Las obras que las personas realizamos siempre son el fruto de una actitud y una disposición, por eso la importancia de las obras no son ellas en sí mismas, sino que confirman con hechos el ser y el sentir del que las realiza. Cuando el Señor nos dice que como Dios tiene el poder de perdonar los pecados y con ello liberar al cuerpo de sus consecuencias, devolviéndole la salud; lo que nos indica con el milagro es el señorío sobre la vida y la propia muerte; es la realidad de su divinidad. No hacen falta palabras cuando los hechos lo confirman.


  Un tercer testimonio es el del propio Padre celestial, que no sólo habló reafirmando la filiación divina de Jesús en la Transfiguración y el Bautismo del Señor en el Jordán; sino que a través de las obras de Cristo se manifestó el poder de Dios como prueba de la verdad sobre Jesús y su doctrina.


  Y para finalizar, está el testimonio de las Escrituras que, desde el Génesis hasta Macabeos, nos hablan de la venida del Señor. Por eso, todo el Antiguo Testamento, como economía de la salvación, ha preparado la llegada del Redentor universal y de su Reino mesiánico con diversas imágenes que nos descubren, si no se lee la Palabra de Dios con perjuicios, al Cristo en la persona de Jesús de Nazaret.

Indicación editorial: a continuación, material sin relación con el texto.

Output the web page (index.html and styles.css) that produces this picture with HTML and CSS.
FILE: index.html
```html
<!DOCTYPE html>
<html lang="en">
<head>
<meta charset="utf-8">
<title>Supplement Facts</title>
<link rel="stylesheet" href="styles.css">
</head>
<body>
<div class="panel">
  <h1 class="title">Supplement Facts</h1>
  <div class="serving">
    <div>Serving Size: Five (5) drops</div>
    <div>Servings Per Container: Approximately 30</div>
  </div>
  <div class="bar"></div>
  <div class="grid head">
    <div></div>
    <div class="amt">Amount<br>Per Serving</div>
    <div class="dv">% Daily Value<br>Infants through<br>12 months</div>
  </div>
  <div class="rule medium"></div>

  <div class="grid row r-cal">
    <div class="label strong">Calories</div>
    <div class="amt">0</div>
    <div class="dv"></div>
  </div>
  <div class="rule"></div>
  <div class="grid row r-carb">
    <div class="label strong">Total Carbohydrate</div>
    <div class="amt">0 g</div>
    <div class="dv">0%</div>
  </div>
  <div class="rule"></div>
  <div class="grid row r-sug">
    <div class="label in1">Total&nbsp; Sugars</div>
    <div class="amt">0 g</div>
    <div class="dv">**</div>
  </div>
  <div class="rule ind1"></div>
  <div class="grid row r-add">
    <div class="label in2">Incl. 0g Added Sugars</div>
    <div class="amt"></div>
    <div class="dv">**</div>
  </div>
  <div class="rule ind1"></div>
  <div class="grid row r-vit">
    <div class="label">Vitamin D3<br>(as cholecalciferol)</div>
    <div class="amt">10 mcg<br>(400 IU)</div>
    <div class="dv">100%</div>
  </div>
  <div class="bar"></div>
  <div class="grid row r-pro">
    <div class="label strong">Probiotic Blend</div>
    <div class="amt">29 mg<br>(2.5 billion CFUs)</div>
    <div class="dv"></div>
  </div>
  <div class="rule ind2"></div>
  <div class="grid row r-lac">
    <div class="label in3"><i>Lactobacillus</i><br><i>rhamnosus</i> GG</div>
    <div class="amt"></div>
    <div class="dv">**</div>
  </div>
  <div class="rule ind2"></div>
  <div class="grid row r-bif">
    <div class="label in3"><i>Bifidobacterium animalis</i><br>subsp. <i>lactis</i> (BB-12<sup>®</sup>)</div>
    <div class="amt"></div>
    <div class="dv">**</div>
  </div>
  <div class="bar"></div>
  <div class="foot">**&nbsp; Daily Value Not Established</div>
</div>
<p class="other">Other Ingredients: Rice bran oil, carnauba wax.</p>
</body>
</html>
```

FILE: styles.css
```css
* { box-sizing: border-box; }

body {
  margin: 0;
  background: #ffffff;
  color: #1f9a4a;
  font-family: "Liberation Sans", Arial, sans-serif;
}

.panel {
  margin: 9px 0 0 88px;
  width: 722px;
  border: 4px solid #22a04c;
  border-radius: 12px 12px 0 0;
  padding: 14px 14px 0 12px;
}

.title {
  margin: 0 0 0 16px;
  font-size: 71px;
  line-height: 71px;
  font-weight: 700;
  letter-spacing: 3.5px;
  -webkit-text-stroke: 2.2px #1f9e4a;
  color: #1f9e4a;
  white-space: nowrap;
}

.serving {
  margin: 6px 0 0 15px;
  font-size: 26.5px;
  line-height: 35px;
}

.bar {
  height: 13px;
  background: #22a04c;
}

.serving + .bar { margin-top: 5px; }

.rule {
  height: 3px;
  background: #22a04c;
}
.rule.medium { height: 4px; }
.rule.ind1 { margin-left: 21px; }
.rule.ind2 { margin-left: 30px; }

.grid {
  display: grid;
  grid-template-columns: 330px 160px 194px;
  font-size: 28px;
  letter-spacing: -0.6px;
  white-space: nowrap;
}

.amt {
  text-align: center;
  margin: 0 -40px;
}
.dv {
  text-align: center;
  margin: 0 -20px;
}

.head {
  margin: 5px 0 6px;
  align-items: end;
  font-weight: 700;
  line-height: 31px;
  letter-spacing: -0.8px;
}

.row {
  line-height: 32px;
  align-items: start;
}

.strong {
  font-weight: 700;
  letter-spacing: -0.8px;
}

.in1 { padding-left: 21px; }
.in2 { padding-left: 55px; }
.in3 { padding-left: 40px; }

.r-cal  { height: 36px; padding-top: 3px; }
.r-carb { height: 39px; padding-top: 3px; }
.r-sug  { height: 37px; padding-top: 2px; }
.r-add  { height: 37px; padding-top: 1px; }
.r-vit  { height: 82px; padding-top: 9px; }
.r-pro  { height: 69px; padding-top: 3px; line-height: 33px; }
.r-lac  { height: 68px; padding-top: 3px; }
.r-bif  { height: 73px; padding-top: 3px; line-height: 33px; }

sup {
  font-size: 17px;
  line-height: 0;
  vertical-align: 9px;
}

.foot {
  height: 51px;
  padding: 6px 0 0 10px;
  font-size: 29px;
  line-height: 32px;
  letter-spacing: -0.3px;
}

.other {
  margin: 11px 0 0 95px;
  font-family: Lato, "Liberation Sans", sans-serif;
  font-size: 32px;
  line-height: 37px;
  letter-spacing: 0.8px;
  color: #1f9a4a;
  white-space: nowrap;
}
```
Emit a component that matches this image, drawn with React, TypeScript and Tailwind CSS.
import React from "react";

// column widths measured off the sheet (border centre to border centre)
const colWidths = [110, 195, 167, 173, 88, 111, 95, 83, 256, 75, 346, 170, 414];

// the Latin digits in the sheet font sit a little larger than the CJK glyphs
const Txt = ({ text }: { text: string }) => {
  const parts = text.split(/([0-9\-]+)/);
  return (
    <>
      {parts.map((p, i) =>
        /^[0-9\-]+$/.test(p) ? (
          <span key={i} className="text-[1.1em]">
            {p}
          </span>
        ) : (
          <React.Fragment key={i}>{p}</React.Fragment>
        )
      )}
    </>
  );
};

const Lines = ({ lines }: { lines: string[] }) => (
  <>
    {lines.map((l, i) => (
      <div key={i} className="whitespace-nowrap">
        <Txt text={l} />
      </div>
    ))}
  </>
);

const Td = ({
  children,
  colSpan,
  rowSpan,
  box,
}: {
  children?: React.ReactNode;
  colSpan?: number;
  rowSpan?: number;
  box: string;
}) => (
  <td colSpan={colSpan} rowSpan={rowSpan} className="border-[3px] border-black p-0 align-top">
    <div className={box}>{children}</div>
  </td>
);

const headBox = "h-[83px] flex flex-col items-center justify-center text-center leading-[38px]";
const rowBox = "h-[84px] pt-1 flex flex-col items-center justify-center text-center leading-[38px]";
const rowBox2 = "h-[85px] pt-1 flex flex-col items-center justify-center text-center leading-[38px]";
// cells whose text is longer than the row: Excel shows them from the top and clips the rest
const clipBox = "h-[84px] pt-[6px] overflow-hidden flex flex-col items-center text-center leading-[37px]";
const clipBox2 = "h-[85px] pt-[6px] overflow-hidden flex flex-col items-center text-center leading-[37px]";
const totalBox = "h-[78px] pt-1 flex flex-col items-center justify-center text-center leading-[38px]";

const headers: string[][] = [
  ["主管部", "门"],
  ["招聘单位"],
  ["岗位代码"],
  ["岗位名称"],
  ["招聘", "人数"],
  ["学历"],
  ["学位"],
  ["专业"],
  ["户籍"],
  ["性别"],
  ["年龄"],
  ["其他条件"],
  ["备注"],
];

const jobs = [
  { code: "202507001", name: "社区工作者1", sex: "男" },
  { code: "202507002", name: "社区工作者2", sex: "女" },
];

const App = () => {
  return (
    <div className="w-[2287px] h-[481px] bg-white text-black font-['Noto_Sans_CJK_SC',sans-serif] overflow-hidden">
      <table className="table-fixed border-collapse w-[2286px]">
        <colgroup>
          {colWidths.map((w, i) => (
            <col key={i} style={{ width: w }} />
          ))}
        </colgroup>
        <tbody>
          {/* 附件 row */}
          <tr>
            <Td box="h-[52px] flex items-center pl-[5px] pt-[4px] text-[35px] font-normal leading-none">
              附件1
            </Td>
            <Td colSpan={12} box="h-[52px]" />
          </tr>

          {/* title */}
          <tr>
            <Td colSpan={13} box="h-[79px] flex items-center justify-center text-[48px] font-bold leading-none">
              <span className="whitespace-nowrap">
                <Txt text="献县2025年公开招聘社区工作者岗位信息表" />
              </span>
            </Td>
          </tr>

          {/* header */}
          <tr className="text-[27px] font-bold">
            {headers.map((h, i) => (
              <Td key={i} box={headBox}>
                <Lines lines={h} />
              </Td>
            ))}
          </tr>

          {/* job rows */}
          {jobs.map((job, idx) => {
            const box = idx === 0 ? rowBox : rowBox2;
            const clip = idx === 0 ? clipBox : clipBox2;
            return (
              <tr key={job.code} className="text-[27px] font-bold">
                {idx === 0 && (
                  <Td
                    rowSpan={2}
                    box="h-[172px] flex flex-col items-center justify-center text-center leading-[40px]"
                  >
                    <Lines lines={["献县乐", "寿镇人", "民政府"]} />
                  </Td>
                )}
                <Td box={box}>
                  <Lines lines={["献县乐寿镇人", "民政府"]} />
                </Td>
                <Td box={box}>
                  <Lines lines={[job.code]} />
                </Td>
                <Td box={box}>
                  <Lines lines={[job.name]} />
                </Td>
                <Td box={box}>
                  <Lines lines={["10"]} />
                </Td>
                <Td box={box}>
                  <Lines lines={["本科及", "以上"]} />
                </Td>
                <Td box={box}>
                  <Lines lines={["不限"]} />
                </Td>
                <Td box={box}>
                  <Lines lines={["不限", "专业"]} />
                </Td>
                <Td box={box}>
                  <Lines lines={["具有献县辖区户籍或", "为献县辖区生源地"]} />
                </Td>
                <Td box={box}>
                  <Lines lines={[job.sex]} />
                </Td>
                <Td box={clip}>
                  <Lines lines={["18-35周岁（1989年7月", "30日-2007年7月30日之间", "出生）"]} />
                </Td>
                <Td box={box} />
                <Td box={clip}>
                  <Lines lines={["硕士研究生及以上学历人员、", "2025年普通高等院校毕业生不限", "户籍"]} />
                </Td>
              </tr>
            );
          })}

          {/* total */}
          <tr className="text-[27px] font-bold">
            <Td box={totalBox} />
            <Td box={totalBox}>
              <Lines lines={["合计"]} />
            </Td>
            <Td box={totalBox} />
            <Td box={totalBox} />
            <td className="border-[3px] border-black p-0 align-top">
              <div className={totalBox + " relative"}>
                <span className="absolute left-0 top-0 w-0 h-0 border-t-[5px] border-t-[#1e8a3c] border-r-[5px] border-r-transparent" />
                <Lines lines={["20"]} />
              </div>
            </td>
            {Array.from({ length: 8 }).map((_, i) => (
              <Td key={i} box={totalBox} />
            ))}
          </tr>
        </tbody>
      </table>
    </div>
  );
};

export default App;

El Señor termina echando en cara a sus oyentes, la incapacidad que tienen para reconocerlo como Mesías e Hijo de Dios. Y son esas últimas palabras del texto evangélico las que me hacen pensar que bien podrían ir dirigidas a todos aquellos que, en la época actual, son capaces de aceptar ideologías o filosofías venidas de lejos, sin haber conocido e interiorizado la verdad del Evangelio. Que son incapaces de poner en duda la novela de turno que, sin ningún fundamento, se permite dar una teoría fruto de una inventiva truculenta y malintencionada, mientras que se mueven en una duda permanente y en negaciones constantes sobre la historicidad, demostrada, de la Palabra de Dios.
Tal vez el problema sea que el reconocimiento de Jesucristo como el Mesías prometido requiere de nosotros un cambio de vida total. Requiere un compromiso que nos hace amar a Dios sobre todas las cosas, renunciando a la búsqueda de la gloria humana si nos aparta del Señor. Y, sobre todo, no interpretar los textos sagrados de forma interesada; ya que la interpretación de la verdad evangélica se encuentra en el Magisterio de la Iglesia, aunque esa interpretación muchas veces no convenga a nuestros intereses. Como siempre, no es el Señor el que nos da la espalda, si no nosotros que no queremos mirarle de frente.